Ummm, no. Not Kevin. That full head came back at about twenty-five percent. And it was enough to get everyone going, all over again. The Only Gruntie Whose Hair Never Came Back. The Man Who Stayed Bald. And when he showed up the next fall for sophomore year, he still had just a few wisps.
Those wisps were faltering, too. Silver was the most brutal. He loved stroking the boat when Kevin was sitting at three or in the bow. We’d get a little water in the bottom, swishing as we rowed, and invariably Silver would claim loudly that there were clumps of blond curls floating past his seat. Where could they be coming from?

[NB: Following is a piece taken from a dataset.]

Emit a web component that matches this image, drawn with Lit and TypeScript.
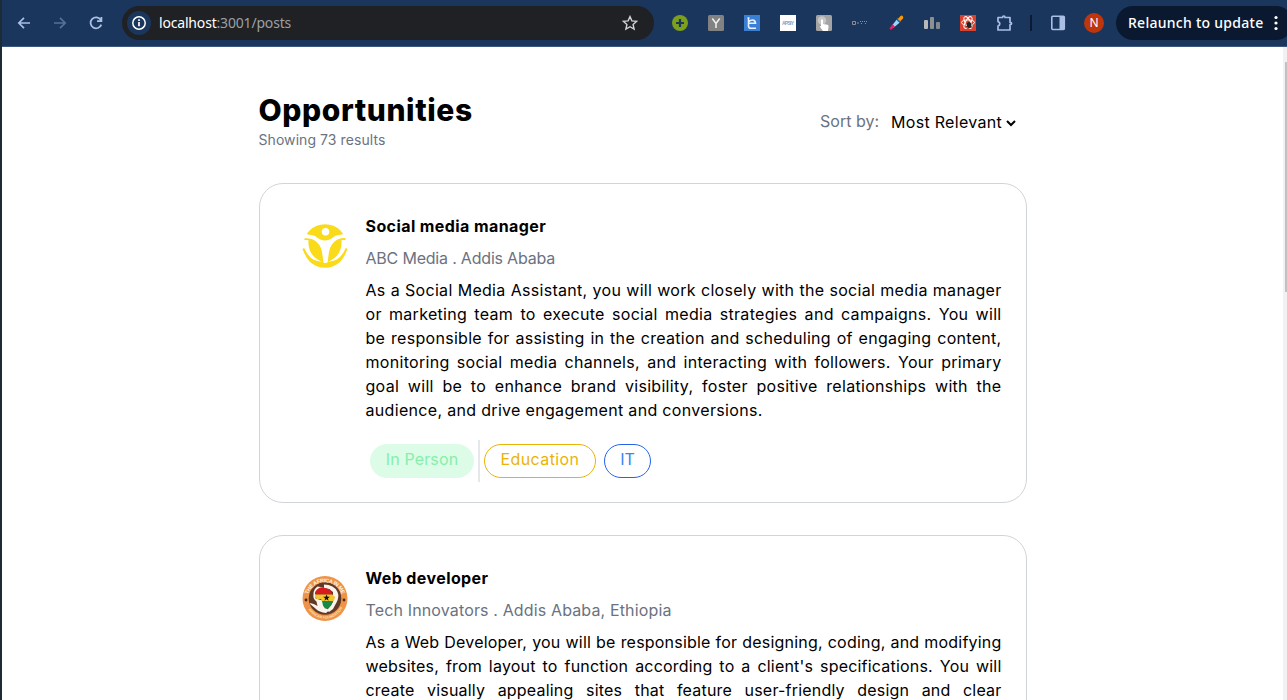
import { LitElement, html, css, svg } from "lit";
import { customElement, property } from "lit/decorators.js";

interface Post {
  title: string;
  meta: string;
  metaClass: string;
  logo: "figure" | "africa";
  lines: string[];
  tight?: boolean;
  last?: string;
}

const posts: Post[] = [
  {
    title: "Social media manager",
    meta: "ABC Media . Addis Ababa",
    metaClass: "narrow",
    logo: "figure",
    lines: [
      "As a Social Media Assistant, you will work closely with the social media manager",
      "or marketing team to execute social media strategies and campaigns. You will",
      "be responsible for assisting in the creation and scheduling of engaging content,",
      "monitoring social media channels, and interacting with followers. Your primary",
      "goal will be to enhance brand visibility, foster positive relationships with the",
    ],
    last: "audience, and drive engagement and conversions.",
  },
  {
    title: "Web developer",
    meta: "Tech Innovators . Addis Ababa, Ethiopia",
    metaClass: "wide",
    logo: "africa",
    tight: true,
    lines: [
      "As a Web Developer, you will be responsible for designing, coding, and modifying",
      "websites, from layout to function according to a client's specifications. You will",
      "create visually appealing sites that feature user-friendly design and clear",
    ],
  },
];

@customElement("browser-bar")
class BrowserBar extends LitElement {
  static styles = css`
    :host { display: flex; align-items: center; box-sizing: border-box; height: 47px; background: #1a365d; border-bottom: 1px solid #3b557c; font-family: "Noto Sans", "Open Sans", sans-serif; font-size: 14px; overflow: hidden; }
    svg { display: block; flex: none; }
    .nav { display: flex; gap: 20px; padding-left: 14px; flex: none; }
    .url { display: flex; align-items: center; flex: none; box-sizing: border-box; width: 532px; height: 34px; margin-left: 18px; padding: 0 16px 2px 5px; border-radius: 17px; background: #202124; color: #9aa0a6; }
    .info { width: 24px; height: 24px; border-radius: 50%; background: #1a365d; margin: 2px 8px 0 0; }
    .star { margin-top: 2px; }
    .host { color: #fff; }
    .addr { flex: 1; white-space: nowrap; letter-spacing: -0.18px; }
    .ext { display: flex; align-items: center; gap: 20px; margin-left: 18px; flex: none; }
    .sep { width: 2px; height: 16px; background: #0b1b36; margin: 0 18px 0 16px; flex: none; }
    .avatar { width: 20px; height: 20px; border-radius: 50%; background: #bf360c; color: #fff; font-size: 12px; line-height: 20px; text-align: center; margin: 0 12px 0 18px; flex: none; }
    .update { display: flex; align-items: center; flex: none; box-sizing: border-box; width: 177px; height: 34px; border-radius: 17px; padding-left: 12px; background: #0a1930; color: #fff; font-weight: 500; white-space: nowrap; }
    .update span { width: 140px; letter-spacing: 0.27px; padding-bottom: 2px; }
    .tiny { font: 700 5px "Liberation Sans", sans-serif; }
  `;
  render() {
    return html`
      <div class="nav">
        <svg width="16" height="16" viewBox="0 0 16 16" fill="none" stroke="#a9bfe3" stroke-width="1.7"><path d="M14 8H3M8 2.8 2.8 8 8 13.2"/></svg>
        <svg width="16" height="16" viewBox="0 0 16 16" fill="none" stroke="#56709a" stroke-width="1.7"><path d="M2 8h11M8 2.8 13.2 8 8 13.2"/></svg>
        <svg width="16" height="16" viewBox="0 0 16 16" fill="none" stroke="#a9bfe3" stroke-width="1.8"><path d="M12.8 5A5.5 5.5 0 1 0 13.3 9.6M13.4 2v4.2H9"/></svg>
      </div>
      <div class="url">
        <svg class="info" viewBox="0 0 24 24"><circle cx="12" cy="12" r="6.2" fill="none" stroke="#fff" stroke-width="1.5"/><path d="M12 11v4.3M12 8.3v1.6" stroke="#fff" stroke-width="1.7"/></svg>
        <div class="addr"><span class="host">localhost</span>:3001/posts</div>
        <svg class="star" width="16" height="16" viewBox="0 0 16 16" fill="none" stroke="#d0d2d6" stroke-width="1.4"><path d="m8 1.6 1.9 4.3 4.7.5-3.5 3.1 1 4.6L8 11.7l-4.1 2.4 1-4.6L1.4 6.4l4.7-.5z"/></svg>
      </div>
      <div class="ext">
        <svg width="16" height="16"><circle cx="8" cy="8" r="8" fill="#7c9f1c"/><path d="M8 4v8M4 8h8" stroke="#1a365d" stroke-width="2.2"/></svg>
        <svg width="16" height="16"><rect width="16" height="16" rx="1.5" fill="#828282"/><path d="m4.3 3.500 3.700 5 3.700-5M8 8v5" fill="none" stroke="#f2f2f2" stroke-width="1.500"/></svg>
        <svg width="16" height="16"><rect width="16" height="16" fill="#3b7fd4"/><path d="M4.500 2.500v8.500q0 2.300 2.300 2.300H12M5 8.300h6.500Q11.300 5 8.500 5 6.300 5 5.200 6.500M3.500 3h2" fill="none" stroke="#e8f2ff" stroke-width="1.600"/></svg>
        <svg width="16" height="16"><rect width="16" height="16" fill="#fff"/><text class="tiny" x="2" y="9.7" fill="#7ca3c4" textLength="12">APSIY</text></svg>
        <svg width="16" height="16"><rect width="16" height="16" rx="1.5" fill="#a4a4a4"/><circle cx="6" cy="5.500" r="4.200" fill="#c6c6c6"/><path d="M5 5q1-1.300 2 0v4l4.500.8q1.500.4 1 2L12 16H7l-3.300-4.500 1.300-.6z" fill="#fff"/></svg>
        <svg width="16" height="16" fill="none" stroke="#8c8f91"><path d="M.5 6.500h3v3h-3zM5 8h2"/><path d="M8 6.500h3M12 6.500h4M9 8.500h2M13 8.500h2" stroke-dasharray="1 1"/></svg>
        <svg width="16" height="16"><path d="M9 3.500 12.500 7" stroke="#2765a8" stroke-width="2"/><path d="m8.500 4.700 3 3-6 5-2-1.500z" fill="#9bd6f6"/><path d="m9.800 4 2.500-2.800q1.500-1.200 2.500 0t0 2.600L12.200 6.300z" fill="#ff9800"/><path d="m4.700 9.300 2.200 2.200-3.400 3H1.800v-1.700z" fill="#e91e63"/></svg>
        <svg width="16" height="16"><rect y="5" width="4" height="9" rx="1" fill="#b7b8ba"/><rect x="6" y="2" width="4" height="12" rx="1" fill="#8c9093"/><rect x="12" y="7" width="4" height="7" rx="1" fill="#83888c"/></svg>
        <svg width="16" height="16"><rect width="16" height="16" fill="#d9412f"/><g fill="none" stroke="#fff"><ellipse cx="8" cy="7.500" rx="6.500" ry="2.600"/><ellipse cx="8" cy="7.500" rx="6.500" ry="2.600" transform="rotate(60 8 7.500)"/><ellipse cx="8" cy="7.500" rx="6.500" ry="2.600" transform="rotate(120 8 7.500)"/></g><ellipse cx="9" cy="10" rx="2.200" ry="3" fill="#222"/><path d="M5.500 9h7M6 12h6.500" stroke="#222" stroke-width=".8"/></svg>
        <svg width="18" height="18" viewBox="0 0 18 18"><path d="M2 3.500h4.600q0-1.500 1.200-1.500T9 3.500h5v4.800q1.600 0 1.600 1.200t-1.600 1.200V16H2v-4q1.800-.5 1.800-2.200T2 7.600z" fill="none" stroke="#a9bfe3" stroke-width="1.700" stroke-linejoin="round"/></svg>
      </div>
      <div class="sep"></div>
      <svg width="16" height="16"><rect x="1.800" y="1.300" width="12.500" height="13.200" rx="1" fill="none" stroke="#a9bfe3" stroke-width="1.600"/><path d="M9.500 1.500h5v13h-5z" fill="#a9bfe3"/></svg>
      <div class="avatar">N</div>
      <div class="update"><span>Relaunch to update</span><svg width="16" height="16" fill="#fff"><circle cx="8" cy="2.500" r="1.600"/><circle cx="8" cy="8" r="1.600"/><circle cx="8" cy="13.500" r="1.600"/></svg></div>
    `;
  }
}

const figure = svg`<circle cx="23" cy="23" r="21.800" fill="#fadb19"/>
  <path d="M0 10.500q9 1 13 2.500 5.500 4.500 10 4.500t10-4.500q4-1.500 13-2.500v4.300q-8 .2-11 2-6.500 4-8 12L25.500 40h-4L20 28.800q-1.500-8-8.500-12Q8 15 0 15z" fill="#fff"/>
  <circle cx="23.500" cy="8.800" r="3.800" fill="#fff"/>
  <path d="M0 17h6.500Q5.500 33 20 38.700 6 38 0 25zM46 17h-6.500Q40.500 33 26 38.700 40 38 46 25z" fill="#fff"/>
  <path d="M9 18Q6.500 19 7.500 24M37 18q2.500 1 1.500 6" fill="none" stroke="#fadb19"/>
  <path d="M1.300 25.500q6 14.500 20.500 15.300M44.700 25.500q-6 14.500-20.500 15.300" fill="none" stroke="#fadb19" stroke-width="2"/>`;

const africa = svg`<defs><path id="top" d="M5.300 25a17.700 17.700 0 1 1 35.400 0"/><path id="bot" d="M3.500 26a19.600 19.600 0 0 0 39 0"/></defs>
  <circle cx="23" cy="23.500" r="22.500" fill="#ee9448"/><circle cx="23" cy="23.500" r="16.300" fill="#613a27"/>
  <text font-family="Liberation Sans" font-weight="700" font-size="5.500" fill="#fff3df"><textPath href="#top" startOffset="10%" textLength="44">THE AFRICA IN ME</textPath></text>
  <text font-family="Liberation Sans" font-weight="700" font-size="3.500" fill="#ffe2b8"><textPath href="#bot" startOffset="16%" textLength="41">AFRICAN FOUNDATION</textPath></text>
  <circle cx="4" cy="25" r="1.400" fill="#4a2715"/><circle cx="42" cy="25" r="1.400" fill="#4a2715"/>
  <path d="M22 9.500q10 0 13.500 7.500 2 5-1 10.500L31 34l-4 3-2-2 6-8V17l-4-3-5-1z" fill="#faf4ec"/>
  <path d="M11.500 19q0-5 4-7.500l6 1-8 6v5l7 2 1.500 6 5 4-3 2.500q-7-1-10-4L7.500 28.500q2-1 8 2.500l-1-4.500q-4-3-3-7.500z" fill="#faf4ec"/>
  <path d="M15 14.500q4-3.500 8-1.500l5 1.500 2.500 5H13q0-3.500 2-5z" fill="#d71920"/><path d="M13 19.500h17.200l3 2.500-1.700 4.500H20l-1-2.500h-4q-2.500-1.500-2-4.500z" fill="#f3c52b"/><path d="M20 26h11l-1.500 4-3 3.500H23l-2-3z" fill="#178b45"/>
  <path d="m24.500 19.500 1 2.300h2.400l-2 1.600.8 2.400-2.200-1.500-2.100 1.500.8-2.400-2-1.600h2.400z" fill="#16130f"/>`;

@customElement("post-card")
class PostCard extends LitElement {
  @property({ attribute: false }) post!: Post;
  static styles = css`
    :host { display: flex; box-sizing: border-box; width: 768px; height: 320px; border: 1px solid #d1d5db; border-radius: 24px; padding: 30px 24px 0 42px; flex: none; }
    .logo { flex: none; width: 46px; height: 46px; margin: 9px 17.5px 0 0; }
    .body { width: 636px; flex: none; line-height: 24px; }
    .title { font-weight: 700; letter-spacing: 0.41px; }
    .meta { margin: 8px 0; color: #6b7280; }
    .narrow { letter-spacing: -0.2px; }
    .wide { letter-spacing: 0.14px; }
    .title, .meta, .line, .last { white-space: nowrap; }
    .line { text-align: justify; text-align-last: justify; letter-spacing: 0.3px; }
    .tight { letter-spacing: 0.2px; }
    .last { letter-spacing: 0.32px; }
    .tags { display: flex; align-items: center; margin: 18px 0 0 4.5px; }
    .tag { box-sizing: border-box; height: 34px; line-height: 29px; border: 1px solid; border-radius: 17px; text-align: center; }
    .green { width: 104px; background: #dcfce7; border-color: #dcfce7; color: #86efac; letter-spacing: 0.15px; }
    .rule { width: 2px; height: 42px; background: #e5e7eb; margin: 0 4px; }
    .amber { width: 112px; color: #eab308; margin-right: 8px; letter-spacing: 0.4px; }
    .blue { width: 47px; border-color: #2563eb; color: #3b82f6; }
  `;
  render() {
    const p = this.post;
    return html`
      <svg class="logo" viewBox="0 0 46 46">${p.logo === "figure" ? figure : africa}</svg>
      <div class="body">
        <div class="title">${p.title}</div>
        <div class="meta ${p.metaClass}">${p.meta}</div>
        ${p.lines.map((l) => html`<div class="line ${p.tight ? "tight" : ""}">${l}</div>`)}
        ${p.last
          ? html`<div class="last">${p.last}</div>
        <div class="tags">
          <div class="tag green">In Person</div><div class="rule"></div>
          <div class="tag amber">Education</div><div class="tag blue">IT</div>
        </div>`
          : ""}
      </div>`;
  }
}

@customElement("app-root")
class AppRoot extends LitElement {
  static styles = css`
    :host { display: flex; box-sizing: border-box; flex-direction: column; width: 1287px; height: 700px; overflow: hidden; padding-left: 2px; background: #1c2b38; font: 16px Inter, sans-serif; color: #000; }
    .page { display: flex; flex: 1; min-height: 0; background: #fff; }
    .main { flex: 1; display: flex; flex-direction: column; padding-left: 257px; overflow: hidden; }
    .head { display: flex; justify-content: space-between; width: 758px; height: 136px; flex: none; white-space: nowrap; }
    h1 { font-size: 30px; line-height: 36px; font-weight: 800; margin: 45px 0 0 -0.5px; letter-spacing: 0.6px; }
    .sub { font-size: 14px; line-height: 20px; margin: 2px 0 0 -0.5px; color: #6b7280; letter-spacing: 0.07px; }
    .sort { display: flex; margin-top: 63px; line-height: 24px; }
    .label { line-height: 22px; color: #6b7280; }
    .pick { margin: 0 3px 0 12px; letter-spacing: 0.3px; }
    .cards { display: flex; flex-direction: column; gap: 32px; }
    .scroll { width: 4px; box-sizing: border-box; background: #f1f1f1; padding: 15px 0 0 2px; flex: none; }
    .thumb { height: 230px; background: #c1c1c1; }
  `;
  render() {
    return html`
      <browser-bar></browser-bar>
      <div class="page">
        <div class="main">
          <div class="head">
            <div><h1>Opportunities</h1><div class="sub">Showing 73 results</div></div>
            <div class="sort"><span class="label">Sort by:</span><span class="pick">Most Relevant</span><svg width="12" height="24"><path d="m2 11 4 4 4-4" fill="none" stroke="#000" stroke-width="2"/></svg></div>
          </div>
          <div class="cards">${posts.map((p) => html`<post-card .post=${p}></post-card>`)}</div>
        </div>
        <div class="scroll"><div class="thumb"></div></div>
      </div>`;
  }
}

Kevin would come to dinner and everyone in the room would rub their head, checking to make sure baldness wasn’t contagious. The more hair he lost, the worse the crap got. Someone regularly pulled the ring of hair from around the shower drain and put it on the bench in front of Kevin’s locker.
There was a line from an old comedy album, “I joined the service after I graduated because the dropouts already had all the jobs.” In ironic completion, Kevin must have used up all his statistically impossible karma while he spent two years at UW. Doctor Frank heard that a couple classmates were in LA a few years later and looked Kevin up. His parents had dumped the resort and all its ungrateful guests and moved to the lights of the city. He was working his ass off just like they used to do. Except he was making damn good money in a Xerox repair job (would you let this man fix your copier, I mean really?) and living, get this, right on the boardwalk on Manhattan Beach.
Kevin went on to finish his degree and get an MBA from the University of Southern California. He married a beautiful and kind woman, someone he deserved after all the bad juju in Huskyville. Sometimes these stories just turn out right.